China is restricting the supply of critical minerals to U.S. military manufacturers, the Wall Street Journal has reported, adding that this has forced companies to delay order deliveries as they sought alternative suppliers.
The supply restrictions have meanwhile inflated the prices of the critical minerals, the report also said. According to defense industry traders, some of these now cost five times as much as they used to, and in at least one case, a critical mineral cost 60 times as much as it used to before Beijing started to restrict supply.
China completely dominates the global market for critical minerals, putting Western defense manufacturers and their governments in a rather awkward position of depending on China for key raw material supplies amid tense bilateral relations.
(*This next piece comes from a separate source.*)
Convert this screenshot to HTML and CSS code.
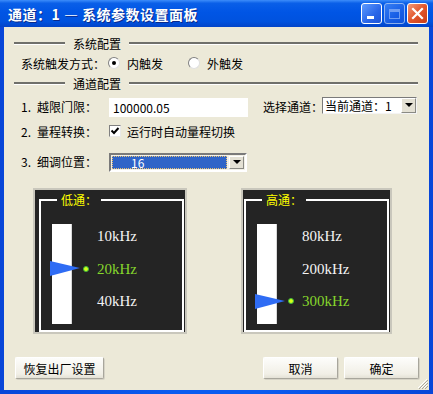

China dominates refining for 19 of the 20 critical minerals that the International Energy Agency recently analyzed, holding an average market share of around 70%. “Three-quarters of these minerals have shown greater price volatility than oil, and half have been more volatile than natural gas,” the IEA said in May, noting that major risk areas include high supply chain concentration, price volatility, and by-product dependency.
What is happening right now with U.S. military manufacturers is real-time evidence of this price volatility. Some of these companies are starting to warn about the possibility of production restrictions unless supply improves. One of them, Leonardo DRS, recently warned it has tapped its “safety stock” of germanium. Unless supply of the critical mineral improved by the end of the year, the company would have to delay deliveries.
This suggests the U.S. might be forced to make some concessions to China—because some of these vital minerals for the defense industry cannot be produced economically in the West, the Wall Street Journal wrote. Even those that could be produced economically would take a while to build supply chains.